Was wird nie gelehrt, ist aber allbekannt?
Was wird selten erforscht, muß aber gezeigt werden?

Dieses Rätsel klingt in gesprochenem Taiwanesisch (die Antwort auf die erste Frage) wahrscheinlich sehr schön und würde als Kunstgriff gut in die Haupthandlung einer traditionellen taiwanesischen Oper (die Antwort auf die zweite Frage) passen.

Der taiwanesische Dialekt stand nie auf den Lehrplänen in Taiwans Schulen, und der unaufhaltsame Aufstieg der chinesischen Standardhochsprache hatte zur Folge, daß immer weniger Menschen in Grammatik, Satzbau und Redensarten des Taiwanesischen sattelfest sind -- und diese Menschen sind alle nicht mehr jung. Während der Zeit des Kriegsrechts (1947-1987) war der Gebrauch des Taiwanesischen in Gesprächen und in den Medien nicht angesagt. Jetzt ist es wieder "in", ein Taiwanese zu sein -- aber wo findet man die Kultur, aus der dieses blühende Identitätsgefühl seine Energie bezieht?

Vorhang auf für die taiwanesische Oper, die mit ihrer über ein Jahrhundert alten reichen Tradition die Herzen all derjenigen anrührt, die auf die Frage nach ihrer ethnischen Herkunft instinktiv eher "Ich bin Taiwanese" als "Ich bin Chinese" sagen.
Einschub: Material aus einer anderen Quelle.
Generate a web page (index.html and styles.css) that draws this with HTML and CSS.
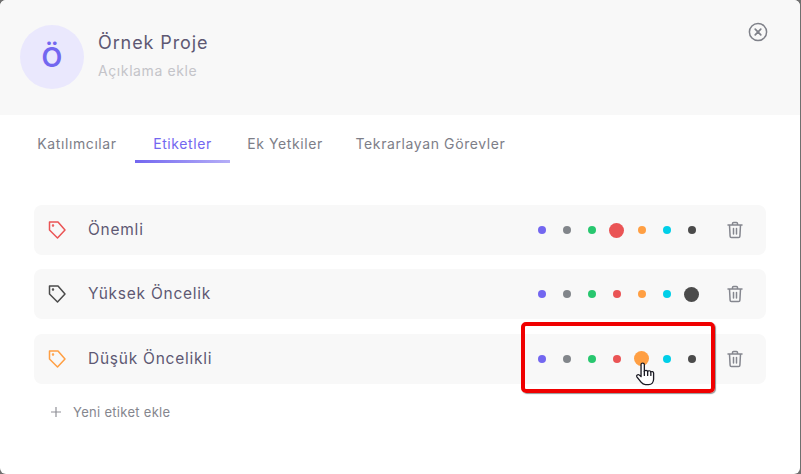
FILE: index.html
```html
<!DOCTYPE html>
<html lang="tr">
  <head>
    <meta charset="UTF-8" />
    <meta name="viewport" content="width=device-width, initial-scale=1.0" />
    <title>Örnek Proje</title>
    <link rel="stylesheet" href="styles.css">
  </head>
  <body>
    <div class="modal">
      <div class="modal-head">
        <div class="avatar">Ö</div>
        <div class="head-text">
          <div class="project-name">Örnek Proje</div>
          <div class="project-desc">Açıklama ekle</div>
        </div>
        <svg class="close-icon" width="20" height="20" viewBox="0 0 20 20" fill="none" stroke="#7f8189" stroke-width="1.5" stroke-linecap="round">
          <circle cx="10" cy="10" r="8.6" />
          <path d="M7.2 7.2l5.6 5.6M12.8 7.2l-5.6 5.6" stroke-width="1.7" />
        </svg>
      </div>

      <div class="tabs">
        <div class="tab tab-members">Katılımcılar</div>
        <div class="tab tab-labels active">Etiketler</div>
        <div class="tab tab-perms">Ek Yetkiler</div>
        <div class="tab tab-repeat">Tekrarlayan Görevler</div>
      </div>

      <div class="tag-list">
        <div class="tag-row">
          <svg class="tag-icon" width="20" height="20" viewBox="0 0 20 20" fill="none" stroke="#ea5455" stroke-width="1.5" stroke-linejoin="round">
            <path d="M2.5 2H11L18 10L10.5 18L2.5 10Z" />
            <circle cx="6" cy="5.5" r=".5" />
          </svg>
          <span class="tag-name">Önemli</span>
          <div class="colors">
            <span class="dot purple"></span>
            <span class="dot gray"></span>
            <span class="dot green"></span>
            <span class="dot red big"></span>
            <span class="dot orange"></span>
            <span class="dot cyan"></span>
            <span class="dot dark"></span>
          </div>
          <svg class="trash-icon" width="20" height="20" viewBox="0 0 20 20" fill="none" stroke="#85878f" stroke-width="1.5" stroke-linecap="round" stroke-linejoin="round">
            <path d="M3 5h14M7.5 5V3.6C7.5 3 8 2.5 8.6 2.5h2.8c.6 0 1.1.5 1.1 1.1V5M4.5 5l.6 11.2c0 .8.7 1.4 1.4 1.4h7c.7 0 1.4-.6 1.4-1.4L15.5 5M8.5 8.5v5.5M11.5 8.5v5.5" />
          </svg>
        </div>

        <div class="tag-row">
          <svg class="tag-icon" width="20" height="20" viewBox="0 0 20 20" fill="none" stroke="#4b4b4b" stroke-width="1.5" stroke-linejoin="round">
            <path d="M2.5 2H11L18 10L10.5 18L2.5 10Z" />
            <circle cx="6" cy="5.5" r=".5" />
          </svg>
          <span class="tag-name">Yüksek Öncelik</span>
          <div class="colors">
            <span class="dot purple"></span>
            <span class="dot gray"></span>
            <span class="dot green"></span>
            <span class="dot red"></span>
            <span class="dot orange"></span>
            <span class="dot cyan"></span>
            <span class="dot dark big"></span>
          </div>
          <svg class="trash-icon" width="20" height="20" viewBox="0 0 20 20" fill="none" stroke="#85878f" stroke-width="1.5" stroke-linecap="round" stroke-linejoin="round">
            <path d="M3 5h14M7.5 5V3.6C7.5 3 8 2.5 8.6 2.5h2.8c.6 0 1.1.5 1.1 1.1V5M4.5 5l.6 11.2c0 .8.7 1.4 1.4 1.4h7c.7 0 1.4-.6 1.4-1.4L15.5 5M8.5 8.5v5.5M11.5 8.5v5.5" />
          </svg>
        </div>

        <div class="tag-row">
          <svg class="tag-icon" width="20" height="20" viewBox="0 0 20 20" fill="none" stroke="#ff9f43" stroke-width="1.5" stroke-linejoin="round">
            <path d="M2.5 2H11L18 10L10.5 18L2.5 10Z" />
            <circle cx="6" cy="5.5" r=".5" />
          </svg>
          <span class="tag-name">Düşük Öncelikli</span>
          <div class="colors">
            <span class="dot purple"></span>
            <span class="dot gray"></span>
            <span class="dot green"></span>
            <span class="dot red"></span>
            <span class="dot orange big"></span>
            <span class="dot cyan"></span>
            <span class="dot dark"></span>
          </div>
          <svg class="trash-icon" width="20" height="20" viewBox="0 0 20 20" fill="none" stroke="#85878f" stroke-width="1.5" stroke-linecap="round" stroke-linejoin="round">
            <path d="M3 5h14M7.5 5V3.6C7.5 3 8 2.5 8.6 2.5h2.8c.6 0 1.1.5 1.1 1.1V5M4.5 5l.6 11.2c0 .8.7 1.4 1.4 1.4h7c.7 0 1.4-.6 1.4-1.4L15.5 5M8.5 8.5v5.5M11.5 8.5v5.5" />
          </svg>
        </div>
      </div>

      <div class="add-tag">
        <svg width="12" height="12" viewBox="0 0 12 12" fill="none" stroke="#8f9097" stroke-width="1.2">
          <path d="M6 1v10M1 6h10" />
        </svg>
        <span>Yeni etiket ekle</span>
      </div>
    </div>

    <!-- annotation and mouse pointer on top of the screenshot -->
    <div class="highlight"></div>
    <svg class="pointer" width="22" height="25" viewBox="0 0 20 26" preserveAspectRatio="none" fill="#fff" stroke="#1b1b24" stroke-width="1.2" stroke-linejoin="round" stroke-linecap="round">
      <path d="M5.5 2.6c0-2 3-2 3 0v7.2c.2-1.5 2.9-1.5 3 .2.3-1.3 2.7-1.2 2.9.5.5-1 2.5-.7 2.5 1v6.5c0 3-1.8 5.5-4.5 5.500H9.5c-1.8 0-3-1-4-2.5L1.700 15.400c-.9-1.5 1-3 2.3-1.700l1.500 1.600z" />
      <path d="M8.500 9.800v4.200M11.500 10v4M14.400 10.800v3.200" fill="none" />
    </svg>
  </body>
</html>
```

FILE: styles.css
```css
* {
  margin: 0;
  padding: 0;
  box-sizing: border-box;
}
body {
  width: 801px;
  height: 474px;
  overflow: hidden;
  background-color: #6f6f6f;
  font-family: "Inter", "Liberation Sans", sans-serif;
}
.modal {
  width: 800px;
  height: 474px;
  border-radius: 6px;
  overflow: hidden;
  background-color: #fff;
}
.modal-head {
  display: flex;
  align-items: flex-start;
  height: 115px;
  padding: 25px 32px 0 20px;
  background-color: #f8f8f8;
}
.avatar {
  display: flex;
  align-items: center;
  justify-content: center;
  width: 64px;
  height: 64px;
  border-radius: 50%;
  background-color: #eae8fd;
  color: #7367f0;
  font-size: 27px;
  font-weight: 600;
}
.head-text {
  flex: 1;
  margin-left: 14px;
  padding-top: 7px;
}
.project-name {
  font-size: 18px;
  line-height: 22px;
  letter-spacing: .9px;
  color: #5e5873;
}
.project-desc {
  margin-top: 8px;
  font-size: 14px;
  line-height: 18px;
  letter-spacing: .6px;
  color: #c4c4c9;
}
.close-icon {
  margin-top: -3px;
}
.tabs {
  display: flex;
  margin-top: 14px;
  padding-left: 19px;
}
.tab {
  height: 34px;
  padding-top: 6px;
  text-align: center;
  font-size: 14px;
  line-height: 17px;
  letter-spacing: .6px;
  color: #7d7e88;
}
.tab-members { width: 116px; }
.tab-labels { width: 95px; }
.tab-perms { width: 110px; }
.tab-repeat { width: 181px; }
.tab.active {
  position: relative;
  color: #7367f0;
}
.tab.active::after {
  content: "";
  position: absolute;
  left: 0;
  right: 0;
  bottom: 0;
  height: 3px;
  background: linear-gradient(90deg, #7367f0, #b5aef7);
}
.tag-list {
  display: flex;
  flex-direction: column;
  gap: 14.4px;
  margin: 42px 34px 0;
}
.tag-row {
  display: flex;
  align-items: center;
  height: 50px;
  padding: 0 21px 0 13px;
  border-radius: 8px;
  background-color: #f8f8f8;
}
.tag-name {
  flex: 1;
  margin-left: 21px;
  padding-bottom: 1px;
  font-size: 15.5px;
  letter-spacing: .75px;
  color: #5e5873;
}
.colors {
  display: flex;
  align-items: center;
  margin-right: 21px;
}
.dot {
  width: 8px;
  height: 8px;
  margin: 0 8.5px;
  border-radius: 50%;
}
.dot.big {
  width: 15px;
  height: 15px;
  margin: 0 5px;
}
.purple { background-color: #7367f0; }
.gray { background-color: #82868b; }
.green { background-color: #28c76f; }
.red { background-color: #ea5455; }
.orange { background-color: #ff9f43; }
.cyan { background-color: #00cfe8; }
.dark { background-color: #4b4b4b; }
.add-tag {
  display: flex;
  align-items: center;
  gap: 11px;
  margin: 19px 0 0 50px;
  font-size: 13px;
  line-height: 18px;
  letter-spacing: .3px;
  color: #85868e;
}
.highlight {
  position: absolute;
  left: 521px;
  top: 322px;
  width: 194px;
  height: 71px;
  border: 4px solid #f00000;
  border-radius: 5px;
  box-shadow: 1px 1px 1px rgba(60, 60, 60, .55);
}
.pointer {
  position: absolute;
  left: 635px;
  top: 362px;
}
```
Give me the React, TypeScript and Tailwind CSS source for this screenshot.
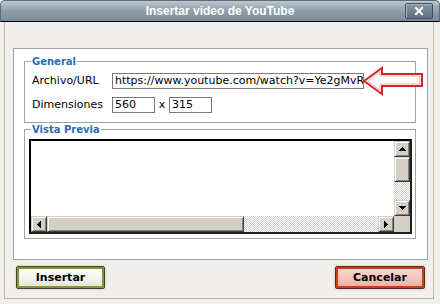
import { X } from "lucide-react";

type Dir = "up" | "down" | "left" | "right";

const tri: Record<Dir, { w: number; h: number; p: string }> = {
  up: { w: 7, h: 4, p: "0,4 3.5,0 7,4" },
  down: { w: 7, h: 4, p: "0,0 3.5,4 7,0" },
  left: { w: 4, h: 7, p: "4,0 0,3.5 4,7" },
  right: { w: 4, h: 7, p: "0,0 4,3.5 0,7" },
};

const raised =
  "bg-[#d4d0c8] border border-t-[#d4d0c8] border-l-[#d4d0c8] border-r-[#404040] border-b-[#404040] shadow-[inset_1px_1px_#ffffff,inset_-1px_-1px_#808080]";

const checker =
  "bg-[image:repeating-conic-gradient(#d4d0c8_0_25%,#ffffff_0_50%)] bg-[length:2px_2px]";

function ScrollBtn({ dir }: { dir: Dir }) {
  const t = tri[dir];
  return (
    <div className={`w-[16px] h-[16px] shrink-0 flex items-center justify-center ${raised}`}>
      <svg width={t.w} height={t.h} viewBox={`0 0 ${t.w} ${t.h}`} shapeRendering="crispEdges">
        <polygon points={t.p} fill="#000" />
      </svg>
    </div>
  );
}

function Legend({ children }: { children: string }) {
  return (
    <span className="absolute left-[6px] -top-[7px] bg-white px-[1px] text-[10px] leading-[13px] font-bold text-[#2b6cb8]">
      {children}
    </span>
  );
}

export default function App() {
  return (
    <div className="relative w-[440px] h-[304px] overflow-hidden bg-[#f0efeb] font-['DejaVu_Sans',sans-serif] text-[11px] text-black">
      {/* title bar */}
      <div className="relative h-[22px] rounded-t-[5px] border border-[#5d6e7b] border-b-black bg-linear-to-b from-[#bcc6ce] via-[#8e9eab] to-[#7a8b98] flex items-center justify-center">
        <span className="font-['Liberation_Sans',sans-serif] font-bold text-[12px] text-white leading-none">
          Insertar video de YouTube
        </span>
        <div className="absolute right-[6px] top-[2px] w-[28px] h-[16px] rounded-[2px] border border-[#3e4e5a] bg-linear-to-b from-[#8797a4] to-[#5f717f] shadow-[inset_1px_1px_#a9b6c0] flex items-center justify-center">
          <X size={12} strokeWidth={4} color="#ffffff" strokeLinecap="square" />
        </div>
      </div>

      {/* window frame */}
      <div className="ml-[4px] w-[430px] h-[277px] border-l border-r border-b border-[#c7b2a2] flex flex-col">
        <div className="mt-[26px] ml-[8px] w-[415px] h-[212px] bg-white border border-[#9ba4a8] flex flex-col">
          {/* General */}
          <div className="relative mt-[12px] ml-[10px] w-[392px] h-[62px] border border-[#a3a3a3] pt-[11px] pl-[7px]">
            <Legend>General</Legend>
            <div className="flex items-center h-[16px]">
              <span className="w-[80px]">Archivo/URL</span>
              <div className="w-[252px] h-[16px] border border-[#7a7a7a] px-[2px] leading-[14px] overflow-hidden whitespace-nowrap">
                https://www.youtube.com/watch?v=Ye2gMvR
              </div>
            </div>
            <div className="flex items-center h-[16px] mt-[8px]">
              <span className="w-[80px]">Dimensiones</span>
              <div className="w-[43px] h-[16px] border border-[#7a7a7a] px-[2px] leading-[14px]">560</div>
              <span className="w-[14px] text-center">x</span>
              <div className="w-[43px] h-[16px] border border-[#7a7a7a] px-[2px] leading-[14px]">315</div>
            </div>
          </div>

          {/* Vista Previa */}
          <div className="relative mt-[6px] ml-[10px] w-[392px] h-[110px] border border-[#a3a3a3] pt-[9px] pl-[4px]">
            <Legend>Vista Previa</Legend>
            <div className="w-[383px] h-[95px] border-2 border-t-black border-l-black border-r-[#202020] border-b-[#202020] bg-white flex flex-col">
              <div className="flex flex-1 min-h-0">
                <div className="flex-1" />
                <div className="w-[16px] flex flex-col">
                  <ScrollBtn dir="up" />
                  <div className={`h-[25px] ${raised}`} />
                  <div className={`flex-1 ${checker}`} />
                  <ScrollBtn dir="down" />
                </div>
              </div>
              <div className="flex h-[16px]">
                <ScrollBtn dir="left" />
                <div className={`w-[197px] ${raised}`} />
                <div className={`flex-1 ${checker}`} />
                <ScrollBtn dir="right" />
                <div className="w-[16px] bg-[#d4d0c8]" />
              </div>
            </div>
          </div>
        </div>

        {/* buttons */}
        <div className="mt-[6px] pl-[11px] pr-[8px] flex justify-between">
          <button className="w-[89px] h-[23px] rounded-[2px] border border-[#3f4426] shadow-[inset_0_0_0_2px_#86962a,0_0_3px_#c8c8c0] bg-linear-to-b from-[#ffffff] via-[#f4f4ee] to-[#e2e2d8] font-bold text-[11px] leading-none">
            Insertar
          </button>
          <button className="w-[90px] h-[23px] rounded-[2px] border border-[#5a2412] shadow-[inset_0_0_0_2px_#cf3c12,0_0_3px_#c8c8c0] bg-linear-to-b from-[#f9dcd4] via-[#f3c6bc] to-[#e9ada2] font-bold text-[11px] leading-none">
            Cancelar
          </button>
        </div>
      </div>

      {/* red arrow pointing at the URL field */}
      <svg
        width="62"
        height="30"
        viewBox="0 0 62 30"
        className="absolute left-[362px] top-[66px]"
      >
        <path
          d="M2 15 L20 2 L20 8 L60 8 L60 20 L20 20 L20 28 Z"
          fill="#ffffff"
          stroke="#d42828"
          strokeWidth="2"
        />
        <path
          d="M5.5 15 L18 6 L18 10 L58 10 L58 18 L18 18 L18 24 Z"
          fill="none"
          stroke="#f4b4b4"
          strokeWidth="1"
        />
      </svg>
    </div>
  );
}
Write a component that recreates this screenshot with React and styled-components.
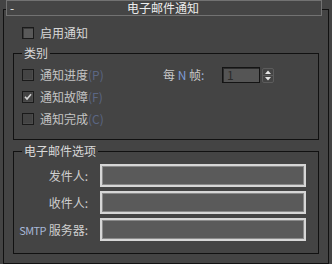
import styled, { createGlobalStyle } from 'styled-components';

const GlobalStyle = createGlobalStyle`
  html, body {
    margin: 0;
    padding: 0;
    background: #444444;
  }
  body {
    font-family: "Noto Sans CJK SC", "Liberation Sans", sans-serif;
    font-size: 12px;
    line-height: 16px;
    color: #d8d8d8;
  }
`;

const Page = styled.div`
  width: 332px;
  height: 264px;
  box-sizing: border-box;
  padding-top: 9px;
  overflow: hidden;
`;

const Frame = styled.div`
  margin: 0 3px;
  border: 1px solid #111;
  padding: 0 9px 9px;
`;

const Header = styled.div`
  box-sizing: border-box;
  height: 16px;
  margin: -10px -3px 0 -7px;
  border: 1px solid #727272;
  background: #454545;
  display: flex;
  align-items: center;
  position: relative;
  color: #ececec;
  line-height: 14px;
`;

const Minus = styled.span`
  position: absolute;
  left: 3px;
  top: 0;
  color: #ececec;
`;

const Title = styled.span`
  flex: 1;
  text-align: center;
  padding-right: 2px;
`;

const Row = styled.label`
  display: flex;
  align-items: center;
  height: ${p => p.$h || 22}px;
  gap: 6px;
  white-space: nowrap;
  color: ${p => (p.$dim ? '#c4c4c4' : '#d8d8d8')};
`;

const TopRow = styled(Row)`
  margin: 9px 0 0 9px;
  height: 16px;
`;

const Box = styled.span`
  box-sizing: border-box;
  width: 12px;
  height: 12px;
  border: 1px solid #1a1a1a;
  background: ${p => (p.$on ? '#595959' : '#444')};
  box-shadow: ${p => (p.$on ? 'inset 1px 1px 0 #3a3a3a' : 'inset -1px -1px 0 #4c4c4c')};
  display: flex;
  align-items: center;
  justify-content: center;
`;

const Key = styled.span`
  color: #5b6784;
`;

const Group = styled.fieldset`
  margin: ${p => p.$mt}px 0 0;
  padding: ${p => p.$pt}px ${p => p.$pr}px ${p => p.$pb}px ${p => p.$pl}px;
  border: 1px solid #111;
  min-width: 0;
`;

const Legend = styled.legend`
  padding: 0 2px;
  margin-left: ${p => p.$ml || 0}px;
  color: #d8d8d8;
  line-height: 16px;
`;

const Grid = styled.div`
  display: grid;
  grid-template-columns: 141px 1fr;
`;

const Side = styled.div`
  display: flex;
  align-items: center;
  height: 22px;
`;

const SideLabel = styled.span`
  width: 59px;
  white-space: nowrap;
  color: #c8c8c8;
`;

const Latin = styled.span`
  color: ${p => p.$c || '#7d9cd6'};
  font-size: ${p => p.$fs || 12}px;
  letter-spacing: ${p => p.$ls || 0}px;
`;

const NumBox = styled.div`
  box-sizing: border-box;
  width: 38px;
  height: 16px;
  border: 1px solid #141414;
  box-shadow: inset 1px 1px 0 #2c2c2c;
  background: #555;
  color: #2a2a2a;
  padding-left: 4px;
  line-height: 14px;
`;

const Spin = styled.div`
  box-sizing: border-box;
  width: 12px;
  height: 15px;
  margin-left: 2px;
  border: 1px solid #5c5c5c;
  border-radius: 2px;
  display: flex;
  flex-direction: column;
`;

const SpinHalf = styled.div`
  flex: 1;
  display: flex;
  align-items: center;
  justify-content: center;
  border-top: ${p => (p.$sep ? '1px solid #5c5c5c' : 'none')};
`;

const Form = styled.div`
  display: grid;
  grid-template-columns: 70px 206px;
  column-gap: 12px;
  row-gap: 4px;
  align-items: center;
`;

const FieldLabel = styled.span`
  text-align: right;
  white-space: nowrap;
  color: #cfcfcf;
`;

const Field = styled.div`
  box-sizing: border-box;
  height: 23px;
  border: 2px solid #d6d6d6;
  box-shadow: inset 0 0 0 1px #8a8a8a;
  background: #5a5a5a;
`;

function Check({ on, checked }) {
  return (
    <Box $on={on}>
      {checked && (
        <svg width="8" height="8" viewBox="0 0 8 8">
          <path d="M1 3.8 L3 6 L7 1.2" fill="none" stroke="#d4d4d4" strokeWidth="1.6" />
        </svg>
      )}
    </Box>
  );
}

function Arrow({ up }) {
  return (
    <svg width="6" height="4" viewBox="0 0 6 4">
      <path d={up ? 'M0 4 L3 0.5 L6 4 Z' : 'M0 0 L3 3.5 L6 0 Z'} fill="#e6e6e6" />
    </svg>
  );
}

export default function App() {
  return (
    <Page>
      <GlobalStyle />
      <Frame>
        <Header>
          <Minus>-</Minus>
          <Title>电子邮件通知</Title>
        </Header>

        <TopRow>
          <Check on />
          启用通知
        </TopRow>

        <Group $mt={4} $pt={3} $pr={8} $pb={9} $pl={8}>
          <Legend>类别</Legend>
          <Grid>
            <Row $dim>
              <Check />
              <span>通知进度<Key>(P)</Key></span>
            </Row>
            <Side>
              <SideLabel>每 <Latin>N</Latin> 帧<Latin $c="#9fb0d4">:</Latin></SideLabel>
              <NumBox>1</NumBox>
              <Spin>
                <SpinHalf><Arrow up /></SpinHalf>
                <SpinHalf $sep><Arrow /></SpinHalf>
              </Spin>
            </Side>
            <Row $dim>
              <Check checked />
              <span>通知故障<Key>(F)</Key></span>
            </Row>
            <div />
            <Row $dim>
              <Check />
              <span>通知完成<Key>(C)</Key></span>
            </Row>
          </Grid>
        </Group>

        <Group $mt={3} $pt={5} $pr={8} $pb={12} $pl={4}>
          <Legend $ml={4}>电子邮件选项</Legend>
          <Form>
            <FieldLabel>发件人:</FieldLabel>
            <Field />
            <FieldLabel>收件人:</FieldLabel>
            <Field />
            <FieldLabel>
              <Latin $c="#a8b8d8" $fs={11} $ls={-0.6}>SMTP</Latin> 服务器:
            </FieldLabel>
            <Field />
          </Form>
        </Group>
      </Frame>
    </Page>
  );
}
Ob in einem staubigen Innenhof eines Tempels, auf den Kinoleinwänden der Insel oder sogar im Nationaltheater, die taiwanesische Oper hat sich lautstark zurückgemeldet. Heute lauten die Fragen anders: Ist ihr neuer Lebensgeist von Dauer? Und was muß getan werden, damit über diesen Lebensgeist nie wieder der Vorhang fällt?